Written task: For the copy, please give all of the data again exactly and leave the pictures out.

Collected material:
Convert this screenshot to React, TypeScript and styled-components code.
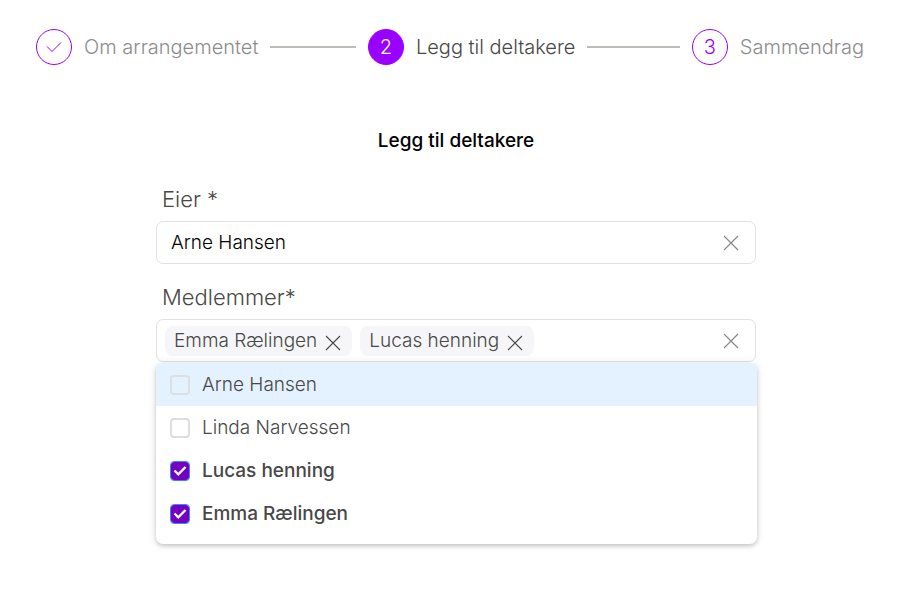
import React, { useState } from "react";
import styled, { createGlobalStyle, css } from "styled-components";

const GlobalStyle = createGlobalStyle`
  * { box-sizing: border-box; }
  body {
    margin: 0;
    background: #fff;
    color: #484848;
    font-family: Inter, "Liberation Sans", sans-serif;
    font-size: 19px;
    font-weight: 300;
    line-height: 24px;
  }
  button, input { font: inherit; color: inherit; }
`;

type StepState = "done" | "current" | "upcoming";

const Page = styled.div`
  min-height: 100vh;
  padding: 29px 40px 40px 36px;
`;

const Stepper = styled.ol`
  display: grid;
  grid-template-columns: 41fr 40fr auto;
  margin: 0;
  padding: 0;
  list-style: none;
  font-size: 20px;
`;

const Step = styled.li<{ $state: StepState }>`
  display: flex;
  align-items: center;
  gap: 12px;
  padding-right: 12px;
  white-space: nowrap;
  color: ${(p) => (p.$state === "current" ? "#484848" : "#8c8c8e")};

  &:last-child {
    padding-right: 0;
  }
  &:not(:last-child)::after {
    content: "";
    flex: 1;
    height: 2px;
    background: #bdbcb6;
  }
`;

const StepBadge = styled.span<{ $state: StepState }>`
  display: flex;
  flex: none;
  align-items: center;
  justify-content: center;
  width: 36px;
  height: 36px;
  border: 1px solid #9a00ff;
  border-radius: 50%;
  color: #9a00ff;
  ${(p) =>
    p.$state === "current" &&
    css`
      background: #9a00ff;
      color: #fff;
    `}
`;

const Form = styled.form`
  display: flex;
  flex-direction: column;
  max-width: 612px;
  margin: 62px auto 0;
  padding-left: 12px;
`;

const Title = styled.h1`
  margin: 0;
  color: #000;
  font-size: 19px;
  font-weight: 500;
  line-height: 28px;
  text-align: center;
`;

const Label = styled.label`
  margin-top: 30px;
  padding-left: 6px;
  font-size: 22px;
  line-height: 28px;
`;

const MemberLabel = styled(Label)`
  margin-top: 19px;
`;

const Control = styled.div`
  position: relative;
  display: flex;
  align-items: center;
  gap: 8px;
  min-height: 43px;
  margin-top: 8px;
  padding: 0 16px 0 8px;
  border: 1px solid #e2e2e2;
  border-radius: 7px;
`;

const TextInput = styled.input`
  flex: 1;
  min-width: 0;
  padding: 0 6px;
  border: 0;
  outline: 0;
  background: transparent;
  color: #000;
`;

const Tag = styled.span`
  display: flex;
  align-items: center;
  gap: 8px;
  height: 30px;
  padding: 0 11px 0 9px;
  border-radius: 8px;
  background: #f6f6f8;
  white-space: nowrap;
`;

const IconButton = styled.button<{ $muted?: boolean }>`
  display: flex;
  flex: none;
  padding: 0;
  border: 0;
  background: none;
  color: ${(p) => (p.$muted ? "#858585" : "#484848")};
  cursor: pointer;
`;

const Menu = styled.ul`
  position: absolute;
  z-index: 1;
  top: 100%;
  left: -1px;
  right: -2px;
  margin: 2px 0 0;
  padding: 0 0 9px;
  overflow: hidden;
  border-radius: 7px;
  background: #fff;
  box-shadow: 0 2px 4px rgba(0, 0, 0, 0.2), 0 0 12px rgba(0, 0, 0, 0.08);
  list-style: none;
`;

const Option = styled.label<{ $active: boolean; $checked: boolean }>`
  display: flex;
  align-items: center;
  gap: 12px;
  height: 43px;
  padding: 0 14px;
  background: ${(p) => (p.$active ? "#e4f2ff" : "transparent")};
  font-weight: ${(p) => (p.$checked ? 500 : 300)};
  cursor: pointer;
`;

const CheckCell = styled.span`
  display: grid;
  flex: none;
  width: 20px;
  height: 20px;

  > * {
    grid-area: 1 / 1;
  }
  svg {
    pointer-events: none;
  }
`;

const Checkbox = styled.input`
  appearance: none;
  width: 20px;
  height: 20px;
  margin: 0;
  border: 2px solid #dedede;
  border-radius: 4px;

  &:checked {
    border: 1px solid #2f8cff;
    background: #7500c0;
    background-clip: padding-box;
  }
`;

function Cross() {
  return (
    <svg width="16" height="16" viewBox="0 0 16 16" fill="none" stroke="currentColor" strokeWidth="1.1" aria-hidden="true">
      <path d="M1 1 15 15M15 1 1 15" />
    </svg>
  );
}

const CrossInTag = styled.span`
  display: flex;
  padding-top: 4px;
`;

const steps: { label: string; state: StepState }[] = [
  { label: "Om arrangementet", state: "done" },
  { label: "Legg til deltakere", state: "current" },
  { label: "Sammendrag", state: "upcoming" },
];

const people = ["Arne Hansen", "Linda Narvessen", "Lucas henning", "Emma Rælingen"];

export default function App() {
  const [owner, setOwner] = useState("Arne Hansen");
  const [members, setMembers] = useState(["Emma Rælingen", "Lucas henning"]);
  const [active, setActive] = useState("Arne Hansen");

  const toggle = (name: string) =>
    setMembers((list) => (list.includes(name) ? list.filter((m) => m !== name) : [...list, name]));

  return (
    <Page>
      <GlobalStyle />
      <Stepper>
        {steps.map((step, i) => (
          <Step key={step.label} $state={step.state} aria-current={step.state === "current" ? "step" : undefined}>
            <StepBadge $state={step.state}>
              {step.state === "done" ? (
                <svg width="16" height="12" viewBox="0 0 16 12" fill="none" stroke="currentColor" aria-hidden="true">
                  <path d="M1 5.5 6 10.5 15 1.5" />
                </svg>
              ) : (
                i + 1
              )}
            </StepBadge>
            {step.label}
          </Step>
        ))}
      </Stepper>

      <Form onSubmit={(e) => e.preventDefault()}>
        <Title>Legg til deltakere</Title>

        <Label htmlFor="owner">Eier *</Label>
        <Control>
          <TextInput id="owner" value={owner} onChange={(e) => setOwner(e.target.value)} />
          <IconButton type="button" $muted aria-label="Fjern eier" onClick={() => setOwner("")}>
            <Cross />
          </IconButton>
        </Control>

        <MemberLabel htmlFor="members">Medlemmer*</MemberLabel>
        <Control>
          {members.map((name) => (
            <Tag key={name}>
              {name}
              <CrossInTag>
                <IconButton type="button" aria-label={`Fjern ${name}`} onClick={() => toggle(name)}>
                  <Cross />
                </IconButton>
              </CrossInTag>
            </Tag>
          ))}
          <TextInput id="members" autoComplete="off" />
          <IconButton type="button" $muted aria-label="Fjern alle medlemmer" onClick={() => setMembers([])}>
            <Cross />
          </IconButton>
          <Menu>
            {people.map((name) => (
              <li key={name} onMouseEnter={() => setActive(name)}>
                <Option $active={active === name} $checked={members.includes(name)}>
                  <CheckCell>
                    <Checkbox type="checkbox" checked={members.includes(name)} onChange={() => toggle(name)} />
                    {members.includes(name) && (
                      <svg width="20" height="20" viewBox="0 0 20 20" fill="none" stroke="#fff" strokeWidth="2.4" aria-hidden="true">
                        <path d="M4.5 9.5 8.3 13.3 15.5 6" />
                      </svg>
                    )}
                  </CheckCell>
                  {name}
                </Option>
              </li>
            ))}
          </Menu>
        </Control>
      </Form>
    </Page>
  );
}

Result of the exercise:
Convert this screenshot to React, TypeScript and styled-components code.
import React, { useState } from "react";
import styled, { createGlobalStyle, css } from "styled-components";

const GlobalStyle = createGlobalStyle`
  * { box-sizing: border-box; }
  body {
    margin: 0;
    background: #fff;
    color: #484848;
    font-family: Inter, "Liberation Sans", sans-serif;
    font-size: 19px;
    font-weight: 300;
    line-height: 24px;
  }
  button, input { font: inherit; color: inherit; }
`;

type StepState = "done" | "current" | "upcoming";

const Page = styled.div`
  min-height: 100vh;
  padding: 29px 40px 40px 36px;
`;

const Stepper = styled.ol`
  display: grid;
  grid-template-columns: 41fr 40fr auto;
  margin: 0;
  padding: 0;
  list-style: none;
  font-size: 20px;
`;

const Step = styled.li<{ $state: StepState }>`
  display: flex;
  align-items: center;
  gap: 12px;
  padding-right: 12px;
  white-space: nowrap;
  color: ${(p) => (p.$state === "current" ? "#484848" : "#8c8c8e")};

  &:last-child {
    padding-right: 0;
  }
  &:not(:last-child)::after {
    content: "";
    flex: 1;
    height: 2px;
    background: #bdbcb6;
  }
`;

const StepBadge = styled.span<{ $state: StepState }>`
  display: flex;
  flex: none;
  align-items: center;
  justify-content: center;
  width: 36px;
  height: 36px;
  border: 1px solid #9a00ff;
  border-radius: 50%;
  color: #9a00ff;
  ${(p) =>
    p.$state === "current" &&
    css`
      background: #9a00ff;
      color: #fff;
    `}
`;

const Form = styled.form`
  display: flex;
  flex-direction: column;
  max-width: 612px;
  margin: 62px auto 0;
  padding-left: 12px;
`;

const Title = styled.h1`
  margin: 0;
  color: #000;
  font-size: 19px;
  font-weight: 500;
  line-height: 28px;
  text-align: center;
`;

const Label = styled.label`
  margin-top: 30px;
  padding-left: 6px;
  font-size: 22px;
  line-height: 28px;
`;

const MemberLabel = styled(Label)`
  margin-top: 19px;
`;

const Control = styled.div`
  position: relative;
  display: flex;
  align-items: center;
  gap: 8px;
  min-height: 43px;
  margin-top: 8px;
  padding: 0 16px 0 8px;
  border: 1px solid #e2e2e2;
  border-radius: 7px;
`;

const TextInput = styled.input`
  flex: 1;
  min-width: 0;
  padding: 0 6px;
  border: 0;
  outline: 0;
  background: transparent;
  color: #000;
`;

const Tag = styled.span`
  display: flex;
  align-items: center;
  gap: 8px;
  height: 30px;
  padding: 0 11px 0 9px;
  border-radius: 8px;
  background: #f6f6f8;
  white-space: nowrap;
`;

const IconButton = styled.button<{ $muted?: boolean }>`
  display: flex;
  flex: none;
  padding: 0;
  border: 0;
  background: none;
  color: ${(p) => (p.$muted ? "#858585" : "#484848")};
  cursor: pointer;
`;

const Menu = styled.ul`
  position: absolute;
  z-index: 1;
  top: 100%;
  left: -1px;
  right: -2px;
  margin: 2px 0 0;
  padding: 0 0 9px;
  overflow: hidden;
  border-radius: 7px;
  background: #fff;
  box-shadow: 0 2px 4px rgba(0, 0, 0, 0.2), 0 0 12px rgba(0, 0, 0, 0.08);
  list-style: none;
`;

const Option = styled.label<{ $active: boolean; $checked: boolean }>`
  display: flex;
  align-items: center;
  gap: 12px;
  height: 43px;
  padding: 0 14px;
  background: ${(p) => (p.$active ? "#e4f2ff" : "transparent")};
  font-weight: ${(p) => (p.$checked ? 500 : 300)};
  cursor: pointer;
`;

const CheckCell = styled.span`
  display: grid;
  flex: none;
  width: 20px;
  height: 20px;

  > * {
    grid-area: 1 / 1;
  }
  svg {
    pointer-events: none;
  }
`;

const Checkbox = styled.input`
  appearance: none;
  width: 20px;
  height: 20px;
  margin: 0;
  border: 2px solid #dedede;
  border-radius: 4px;

  &:checked {
    border: 1px solid #2f8cff;
    background: #7500c0;
    background-clip: padding-box;
  }
`;

function Cross() {
  return (
    <svg width="16" height="16" viewBox="0 0 16 16" fill="none" stroke="currentColor" strokeWidth="1.1" aria-hidden="true">
      <path d="M1 1 15 15M15 1 1 15" />
    </svg>
  );
}

const CrossInTag = styled.span`
  display: flex;
  padding-top: 4px;
`;

const steps: { label: string; state: StepState }[] = [
  { label: "Om arrangementet", state: "done" },
  { label: "Legg til deltakere", state: "current" },
  { label: "Sammendrag", state: "upcoming" },
];

const people = ["Arne Hansen", "Linda Narvessen", "Lucas henning", "Emma Rælingen"];

export default function App() {
  const [owner, setOwner] = useState("Arne Hansen");
  const [members, setMembers] = useState(["Emma Rælingen", "Lucas henning"]);
  const [active, setActive] = useState("Arne Hansen");

  const toggle = (name: string) =>
    setMembers((list) => (list.includes(name) ? list.filter((m) => m !== name) : [...list, name]));

  return (
    <Page>
      <GlobalStyle />
      <Stepper>
        {steps.map((step, i) => (
          <Step key={step.label} $state={step.state} aria-current={step.state === "current" ? "step" : undefined}>
            <StepBadge $state={step.state}>
              {step.state === "done" ? (
                <svg width="16" height="12" viewBox="0 0 16 12" fill="none" stroke="currentColor" aria-hidden="true">
                  <path d="M1 5.5 6 10.5 15 1.5" />
                </svg>
              ) : (
                i + 1
              )}
            </StepBadge>
            {step.label}
          </Step>
        ))}
      </Stepper>

      <Form onSubmit={(e) => e.preventDefault()}>
        <Title>Legg til deltakere</Title>

        <Label htmlFor="owner">Eier *</Label>
        <Control>
          <TextInput id="owner" value={owner} onChange={(e) => setOwner(e.target.value)} />
          <IconButton type="button" $muted aria-label="Fjern eier" onClick={() => setOwner("")}>
            <Cross />
          </IconButton>
        </Control>

        <MemberLabel htmlFor="members">Medlemmer*</MemberLabel>
        <Control>
          {members.map((name) => (
            <Tag key={name}>
              {name}
              <CrossInTag>
                <IconButton type="button" aria-label={`Fjern ${name}`} onClick={() => toggle(name)}>
                  <Cross />
                </IconButton>
              </CrossInTag>
            </Tag>
          ))}
          <TextInput id="members" autoComplete="off" />
          <IconButton type="button" $muted aria-label="Fjern alle medlemmer" onClick={() => setMembers([])}>
            <Cross />
          </IconButton>
          <Menu>
            {people.map((name) => (
              <li key={name} onMouseEnter={() => setActive(name)}>
                <Option $active={active === name} $checked={members.includes(name)}>
                  <CheckCell>
                    <Checkbox type="checkbox" checked={members.includes(name)} onChange={() => toggle(name)} />
                    {members.includes(name) && (
                      <svg width="20" height="20" viewBox="0 0 20 20" fill="none" stroke="#fff" strokeWidth="2.4" aria-hidden="true">
                        <path d="M4.5 9.5 8.3 13.3 15.5 6" />
                      </svg>
                    )}
                  </CheckCell>
                  {name}
                </Option>
              </li>
            ))}
          </Menu>
        </Control>
      </Form>
    </Page>
  );
}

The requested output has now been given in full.